La palabra de Dios no solamente reporta una gran ganancia como tesoro, sino que también es preciosa como una perla. Por esta razón pone el Señor a continuación de la parábola del tesoro la de la perla, diciendo: «Asimismo es semejante el reino de los cielos a un hombre que busca buenas perlas», etc. Dos cosas que están contenidas en la comparación del negociante deben tenerse presentes en la predicación, a saber: el estar separado de los negocios de la tierra, y el de estar siempre vigilante. La verdad es una y no está dividida, y por eso habla de una sola perla encontrada. Y así como el que posee la perla comprende que es rico y solo él conoce su valor, -y muchas veces, si la perla es pequeña, la aprieta con su mano-, así sucede en la predicación del Evangelio: los que la poseen saben que son ricos; pero los infieles, que no poseen este tesoro, ignoran nuestras riquezas.
 

San Jerónimo

También puede entenderse por buenas perlas la ley y los profetas.
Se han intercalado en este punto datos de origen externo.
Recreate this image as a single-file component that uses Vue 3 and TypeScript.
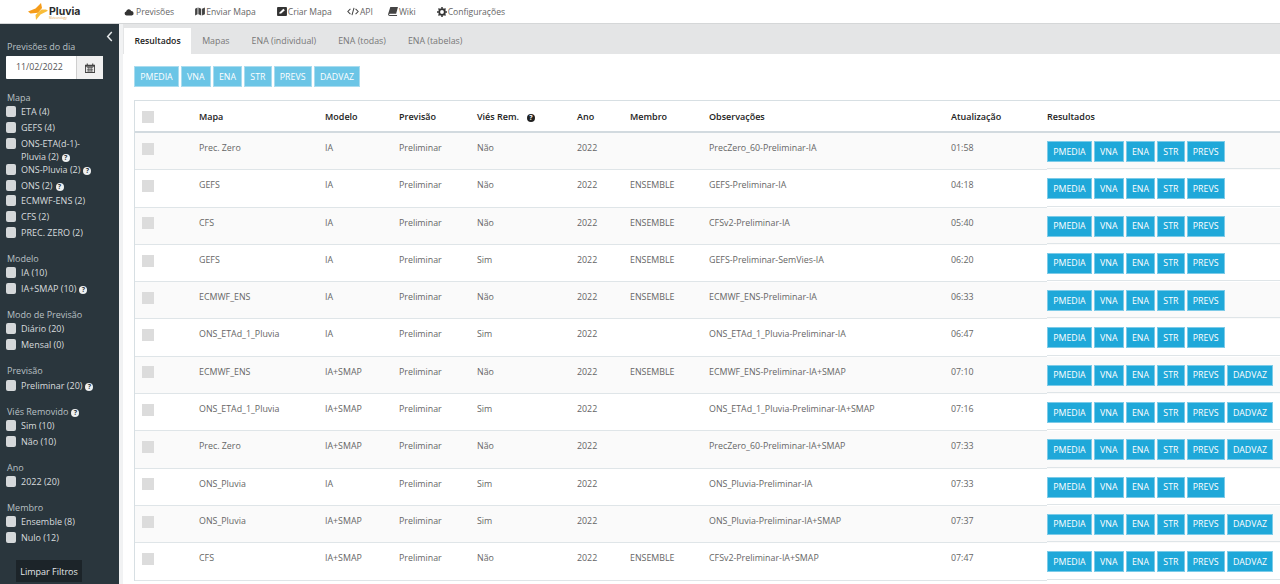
<script setup lang="ts">
interface Filter {
  label: string;
  help?: boolean;
}
interface Group {
  title: string;
  help?: boolean;
  filters: Filter[];
}
interface Row {
  mapa: string;
  modelo: string;
  previsao: string;
  vies: string;
  membro: string;
  obs: string;
  hora: string;
  dadvaz: boolean;
}

const menu = [
  { label: "Previsões", icon: "cloud", wide: true },
  { label: "Enviar Mapa", icon: "map", wide: true },
  { label: "Criar Mapa", icon: "edit", wide: false },
  { label: "API", icon: "code", wide: false },
  { label: "Wiki", icon: "book", wide: true },
  { label: "Configurações", icon: "cog", wide: false },
];

const tabs = ["Resultados", "Mapas", "ENA (individual)", "ENA (todas)", "ENA (tabelas)"];

const groups: Group[] = [
  {
    title: "Mapa",
    filters: [
      { label: "ETA (4)" },
      { label: "GEFS (4)" },
      { label: "ONS-ETA(d-1)-Pluvia (2)", help: true },
      { label: "ONS-Pluvia (2)", help: true },
      { label: "ONS (2)", help: true },
      { label: "ECMWF-ENS (2)" },
      { label: "CFS (2)" },
      { label: "PREC. ZERO (2)" },
    ],
  },
  { title: "Modelo", filters: [{ label: "IA (10)" }, { label: "IA+SMAP (10)", help: true }] },
  { title: "Modo de Previsão", filters: [{ label: "Diário (20)" }, { label: "Mensal (0)" }] },
  { title: "Previsão", filters: [{ label: "Preliminar (20)", help: true }] },
  { title: "Viés Removido", help: true, filters: [{ label: "Sim (10)" }, { label: "Não (10)" }] },
  { title: "Ano", filters: [{ label: "2022 (20)" }] },
  { title: "Membro", filters: [{ label: "Ensemble (8)" }, { label: "Nulo (12)" }] },
];

const columns = ["Mapa", "Modelo", "Previsão", "Viés Rem.", "Ano", "Membro", "Observações", "Atualização", "Resultados"];

const rows: Row[] = [
  { mapa: "Prec. Zero", modelo: "IA", previsao: "Preliminar", vies: "Não", membro: "", obs: "PrecZero_60-Preliminar-IA", hora: "01:58", dadvaz: false },
  { mapa: "GEFS", modelo: "IA", previsao: "Preliminar", vies: "Não", membro: "ENSEMBLE", obs: "GEFS-Preliminar-IA", hora: "04:18", dadvaz: false },
  { mapa: "CFS", modelo: "IA", previsao: "Preliminar", vies: "Não", membro: "ENSEMBLE", obs: "CFSv2-Preliminar-IA", hora: "05:40", dadvaz: false },
  { mapa: "GEFS", modelo: "IA", previsao: "Preliminar", vies: "Sim", membro: "ENSEMBLE", obs: "GEFS-Preliminar-SemVies-IA", hora: "06:20", dadvaz: false },
  { mapa: "ECMWF_ENS", modelo: "IA", previsao: "Preliminar", vies: "Não", membro: "ENSEMBLE", obs: "ECMWF_ENS-Preliminar-IA", hora: "06:33", dadvaz: false },
  { mapa: "ONS_ETAd_1_Pluvia", modelo: "IA", previsao: "Preliminar", vies: "Sim", membro: "", obs: "ONS_ETAd_1_Pluvia-Preliminar-IA", hora: "06:47", dadvaz: false },
  { mapa: "ECMWF_ENS", modelo: "IA+SMAP", previsao: "Preliminar", vies: "Não", membro: "ENSEMBLE", obs: "ECMWF_ENS-Preliminar-IA+SMAP", hora: "07:10", dadvaz: true },
  { mapa: "ONS_ETAd_1_Pluvia", modelo: "IA+SMAP", previsao: "Preliminar", vies: "Sim", membro: "", obs: "ONS_ETAd_1_Pluvia-Preliminar-IA+SMAP", hora: "07:16", dadvaz: true },
  { mapa: "Prec. Zero", modelo: "IA+SMAP", previsao: "Preliminar", vies: "Não", membro: "", obs: "PrecZero_60-Preliminar-IA+SMAP", hora: "07:33", dadvaz: true },
  { mapa: "ONS_Pluvia", modelo: "IA", previsao: "Preliminar", vies: "Sim", membro: "", obs: "ONS_Pluvia-Preliminar-IA", hora: "07:33", dadvaz: false },
  { mapa: "ONS_Pluvia", modelo: "IA+SMAP", previsao: "Preliminar", vies: "Sim", membro: "", obs: "ONS_Pluvia-Preliminar-IA+SMAP", hora: "07:37", dadvaz: true },
  { mapa: "CFS", modelo: "IA+SMAP", previsao: "Preliminar", vies: "Não", membro: "ENSEMBLE", obs: "CFSv2-Preliminar-IA+SMAP", hora: "07:47", dadvaz: true },
];

const baseButtons = ["PMEDIA", "VNA", "ENA", "STR", "PREVS"];
const allButtons = [...baseButtons, "DADVAZ"];
</script>

<template>
  <div class="page">
    <header class="topbar">
      <div class="logo">
        <svg class="logo-mark" viewBox="0 0 20 17" width="20" height="17">
          <path d="M0 8.5 L7.5 5.5 L13 0 L14 5 L10 9.8 L2.5 10.5 Z" fill="#f59c1a" />
          <path d="M20 7.8 L12.5 11.5 L8 17 L7.5 12 L10.5 9 L13.5 6.6 L18 6.6 Z" fill="#f8bd3a" />
        </svg>
        <div class="logo-text">
          <span class="logo-name">Pluvia</span>
          <span class="logo-sub">Meteorology</span>
        </div>
      </div>
      <nav class="menu">
        <a v-for="item in menu" :key="item.label" class="menu-item" :class="{ wide: item.wide }">
          <svg v-if="item.icon === 'cloud'" class="cloud" viewBox="0 0 12 10" width="10" height="8">
            <path d="M3 9.5 A2.6 2.6 0 0 1 2.4 4.4 A3.4 3.4 0 0 1 8.8 3.6 A3 3 0 0 1 9.5 9.5 Z" fill="#333" />
          </svg>
          <svg v-else-if="item.icon === 'map'" viewBox="0 0 12 11" width="10" height="9">
            <path d="M0 2 L3 .5 V9 L0 10.5 Z M4 .5 L7.5 2 V10.5 L4 9 Z M8.5 2 L12 .5 V9 L8.5 10.5 Z" fill="#444" />
          </svg>
          <svg v-else-if="item.icon === 'edit'" viewBox="0 0 11 10" width="10" height="9">
            <path d="M1 0 H10 A1 1 0 0 1 11 1 V9 A1 1 0 0 1 10 10 H1 A1 1 0 0 1 0 9 V1 A1 1 0 0 1 1 0 Z" fill="#333" />
            <path d="M2.5 7.6 L3 5.8 L7 1.9 L8.7 3.5 L4.6 7.3 Z" fill="#fff" />
          </svg>
          <svg v-else-if="item.icon === 'code'" viewBox="0 0 14 10" width="12" height="9">
            <path d="M4 2 L1 5 L4 8 M10 2 L13 5 L10 8 M8.2 .8 L5.8 9.2" fill="none" stroke="#444" stroke-width="1.2" />
          </svg>
          <svg v-else-if="item.icon === 'book'" viewBox="0 0 11 10" width="10" height="9">
            <path d="M2.5 0 H11 L9 7.5 H2 Q1 7.5 1.2 8.4 Q1.4 9 2.2 9 H10 V10 H2 Q0 10 0 8 Z" fill="#444" />
          </svg>
          <svg v-else viewBox="0 0 12 12" width="10" height="10">
            <circle cx="6" cy="6" r="3.4" fill="none" stroke="#333" stroke-width="2.2" />
            <path d="M6 0 V2 M6 10 V12 M0 6 H2 M10 6 H12 M1.8 1.8 L3.2 3.2 M8.8 8.8 L10.2 10.2 M1.8 10.2 L3.2 8.8 M8.8 3.2 L10.2 1.8" stroke="#333" stroke-width="1.8" />
          </svg>
          <span>{{ item.label }}</span>
        </a>
      </nav>
    </header>

    <div class="body">
      <aside class="sidebar">
        <svg class="collapse" viewBox="0 0 7 12" width="7" height="11">
          <path d="M6 1 L1.5 6 L6 11" fill="none" stroke="#e6e9ea" stroke-width="1.6" />
        </svg>
        <h4 class="date-title">Previsões do dia</h4>
        <div class="date">
          <span class="date-value">11/02/2022</span>
          <span class="date-btn">
            <svg viewBox="0 0 11 11" width="10" height="10">
              <path d="M0 2 H11 V11 H0 Z M1 4 V10 H10 V4 Z" fill="#444" fill-rule="evenodd" />
              <path d="M2.5 .5 V2.5 M8.5 .5 V2.5" stroke="#444" stroke-width="1.2" />
              <path d="M2 5 H9 M2 7 H9 M2 8.8 H9 M3.7 4.5 V9.5 M5.5 4.5 V9.5 M7.3 4.5 V9.5" stroke="#444" stroke-width=".7" />
            </svg>
          </span>
        </div>
        <section v-for="group in groups" :key="group.title" class="group">
          <h4 class="group-title">{{ group.title }}<span v-if="group.help" class="help">?</span></h4>
          <label v-for="filter in group.filters" :key="filter.label" class="filter">
            <span class="check"></span>
            <span class="filter-label">{{ filter.label }}<span v-if="filter.help" class="help">?</span></span>
          </label>
        </section>
        <button class="clear">Limpar Filtros</button>
      </aside>

      <main class="content">
        <div class="tabs">
          <a v-for="(tab, i) in tabs" :key="tab" class="tab" :class="{ active: i === 0 }">{{ tab }}</a>
        </div>
        <div class="panel">
          <div class="bulk">
            <button v-for="b in allButtons" :key="b" class="btn">{{ b }}</button>
          </div>
          <table class="results">
            <colgroup>
              <col style="width: 64px" />
              <col style="width: 126px" />
              <col style="width: 74px" />
              <col style="width: 78px" />
              <col style="width: 100px" />
              <col style="width: 53px" />
              <col style="width: 79px" />
              <col style="width: 242px" />
              <col style="width: 96px" />
              <col style="width: 240px" />
            </colgroup>
            <thead>
              <tr>
                <th><span class="box"></span></th>
                <th v-for="c in columns" :key="c">
                  {{ c }}<span v-if="c === 'Viés Rem.'" class="help dark">?</span>
                </th>
              </tr>
            </thead>
            <tbody>
              <tr v-for="(r, i) in rows" :key="i">
                <td><span class="box"></span></td>
                <td>{{ r.mapa }}</td>
                <td>{{ r.modelo }}</td>
                <td>{{ r.previsao }}</td>
                <td>{{ r.vies }}</td>
                <td>2022</td>
                <td>{{ r.membro }}</td>
                <td>{{ r.obs }}</td>
                <td>{{ r.hora }}</td>
                <td class="actions">
                  <button v-for="b in r.dadvaz ? allButtons : baseButtons" :key="b" class="btn solid">{{ b }}</button>
                </td>
              </tr>
            </tbody>
          </table>
        </div>
      </main>
    </div>
  </div>
</template>

<style>
html,
body {
  margin: 0;
  height: 100%;
  overflow: hidden;
  background: #fff;
}
</style>

<style scoped>
.page {
  display: flex;
  flex-direction: column;
  width: 1280px;
  height: 584px;
  overflow: hidden;
  font-family: "Open Sans", "Noto Sans", sans-serif;
  font-size: 9px;
  color: #555;
}

.topbar {
  display: flex;
  flex: none;
  align-items: center;
  height: 23px;
  background: #fff;
  border-bottom: 1px solid #d5d7d8;
}
.logo {
  display: flex;
  align-items: center;
  width: 124px;
  padding-left: 28px;
  box-sizing: border-box;
  gap: 1px;
}
.logo-text {
  display: flex;
  flex-direction: column;
  margin-top: 4px;
  line-height: 1;
}
.logo-name {
  font-family: "Inter", sans-serif;
  font-size: 10.5px;
  font-weight: 700;
  color: #2b2b2b;
}
.logo-sub {
  font-size: 3px;
  color: #e8a33a;
}
.menu {
  display: flex;
  align-items: center;
  gap: 15px;
  font-size: 8.6px;
  color: #666;
}
.menu-item {
  display: flex;
  align-items: center;
  gap: 1px;
}
.menu-item.wide {
  margin-right: 6px;
}
.cloud {
  margin-right: 1px;
}

.body {
  display: flex;
  flex: 1;
  min-height: 0;
}

.sidebar {
  position: relative;
  flex: none;
  width: 119px;
  padding: 17px 0 0 6px;
  box-sizing: border-box;
  background: #2a363d;
  color: #d8dcde;
}
.collapse {
  position: absolute;
  top: 7px;
  right: 6px;
}
h4 {
  margin: 0 0 0 1px;
  font-size: 9px;
  font-weight: 400;
  line-height: 12px;
  color: #b9c0c4;
}
.date-title {
  margin-bottom: 3px;
}
.date {
  display: flex;
  width: 97px;
  height: 23px;
  background: #fff;
  border-radius: 1px;
  margin-bottom: 13px;
  color: #555;
  font-size: 8.8px;
}
.date-value {
  flex: 1;
  padding-left: 10px;
  line-height: 23px;
}
.date-btn {
  display: flex;
  align-items: center;
  justify-content: center;
  width: 26px;
  background: #f0f0f0;
  border-left: 1px solid #cfcfcf;
}
.group {
  margin-bottom: 11.2px;
}
.group-title {
  margin-bottom: 1.3px;
}
.filter {
  display: flex;
  align-items: flex-start;
  gap: 5px;
  min-height: 15.8px;
  line-height: 13px;
}
.check {
  flex: none;
  width: 10px;
  height: 11px;
  margin-top: 1px;
  background: #d5d8da;
  border-radius: 2px;
}
.filter-label {
  width: 80px;
}
.help {
  display: inline-block;
  width: 8px;
  height: 8px;
  margin-left: 3px;
  border-radius: 50%;
  background: #eef0f1;
  color: #2a363d;
  font-size: 7px;
  font-weight: 700;
  line-height: 8px;
  text-align: center;
  vertical-align: 0;
}
.help.dark {
  margin-left: 8px;
  background: #222;
  color: #fff;
}
.clear {
  position: absolute;
  left: 16px;
  bottom: 2px;
  height: 22px;
  width: 66px;
  padding: 0;
  border: 0;
  background: #1c2429;
  color: #e3e6e8;
  font: inherit;
}

.content {
  flex: 1;
  min-width: 0;
  border-left: 4px solid #f1f2f3;
  display: flex;
  flex-direction: column;
}
.tabs {
  display: flex;
  flex: none;
  height: 30px;
  padding-left: 1px;
  box-sizing: border-box;
  background: #e4e5e6;
  font-size: 8.85px;
}
.tab {
  margin-top: 4px;
  padding: 0 11px;
  line-height: 26px;
  color: #777;
}
.tab.active {
  padding: 0 10.5px;
  background: #fff;
  color: #222;
  font-size: 8.7px;
  font-weight: 600;
}
.panel {
  flex: 1;
  padding: 12px 0 0 11px;
  background: #fff;
}
.bulk {
  display: flex;
  gap: 2px;
  margin-bottom: 13px;
}
.btn {
  height: 21px;
  padding: 0 5.2px;
  border: 1px solid #a9dcef;
  background: #6bc5e6;
  color: #fff;
  font: inherit;
  font-size: 8.8px;
  white-space: nowrap;
}
.btn.solid {
  background: #1fa8d9;
  border-color: #7ccbe8;
}
.results {
  width: 1153px;
  table-layout: fixed;
  border-collapse: separate;
  border-spacing: 0;
  border-top: 1px solid #d7dfe3;
  border-left: 1px solid #d7dfe3;
  font-size: 8.85px;
  color: #666;
}
.results th {
  height: 29px;
  padding: 1px 0 0;
  border-bottom: 2px solid #d2dadf;
  font-size: 9px;
  font-weight: 600;
  text-align: left;
  color: #222;
}
.results td {
  height: 36.3px;
  padding: 0;
  border-bottom: 1px solid #dfe5e8;
  vertical-align: top;
  line-height: 31px;
}
.results tbody tr:nth-child(odd) {
  background: #fafafa;
}
.results th:first-child,
.results td:first-child {
  padding-left: 7px;
}
.box {
  display: inline-block;
  width: 12px;
  height: 12px;
  background: #dcdcdc;
  vertical-align: middle;
}
.results td.actions {
  display: flex;
  gap: 2px;
  padding-top: 8px;
  line-height: normal;
  box-sizing: border-box;
}
</style>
Escuchad, pues, Marción y Maniqueo, que la ley y los profetas son buenas perlas. Pero la más preciosa perla es la Ciencia del Salvador, y también su pasión y resurrección. Y cuando la ha hallado el hombre negociante, semejante al Apóstol San Pablo, desprecia como si fueran escoria todos los misterios de la ley y de los profetas y las antiguas prácticas, en las que sin culpa suya había vivido, a fin de ganar a Cristo ( Flp 3). No porque el hallazgo de la buena perla sea una condenación de las antiguas perlas, sino porque éstas, comparadas con aquélla, son de un valor muy pequeño.
 

San Gregorio, homiliae in Evangelia, 11,2

O también se entiende por buena perla la dulzura de la vida del cielo, por cuya posesión quien la encuentra vende todo lo que tiene. Porque el que conoció una vez perfectamente, en cuanto es posible, la dulzura de la vida del cielo, abandona con gusto todo lo que antes había amado sobre la tierra, halla sin belleza cuanto le agradaba a sus ojos, y sólo brilla en su alma la claridad de la perla preciosa.
 

San Agustín, quaestiones evangeliorum, 1,12

O también, el hombre que busca las perlas buenas, halla una sola que es preciosa. Esto es, al buscar a los hombres buenos para vivir con utilidad con ellos, halla a uno solo, que está sin pecado, a Jesucristo. O al buscar los preceptos por los que puede vivir bien en medio de los hombres, halla el amor del prójimo, en el que, según palabras del Apóstol, están contenidas todas las cosas. O al buscar los buenos pensamientos, halla aquel Verbo que los abarca todos: «En el principio era el Verbo» ( Jn 1,1), palabra que brilla con el candor de la verdad, que es sólida con la fuerza de la eternidad, que esparce por todas partes su luz con la hermosura de la Divinidad, y que cuando se la penetra deja ver a Dios bajo el velo de la carne. Pero sea cualquiera de esas tres cosas la que puede el hombre hallar, o sea cualquiera el significado que se dé a la perla preciosa, el valor de esa perla somos nosotros mismos, que no podemos poseerla más que poniendo en segundo lugar, por poseerla, todo lo que tenemos sobre la tierra. Y después de haberlo vendido todo no recibimos otro precio mayor que el que hallarnos a nosotros mismos (porque no nos pertenecíamos embebidos en tales cosas), a fin de que nos podamos entregar para obtener esa perla; no porque nuestro valor iguale al suyo, sino porque no podemos dar por ella más de lo que damos.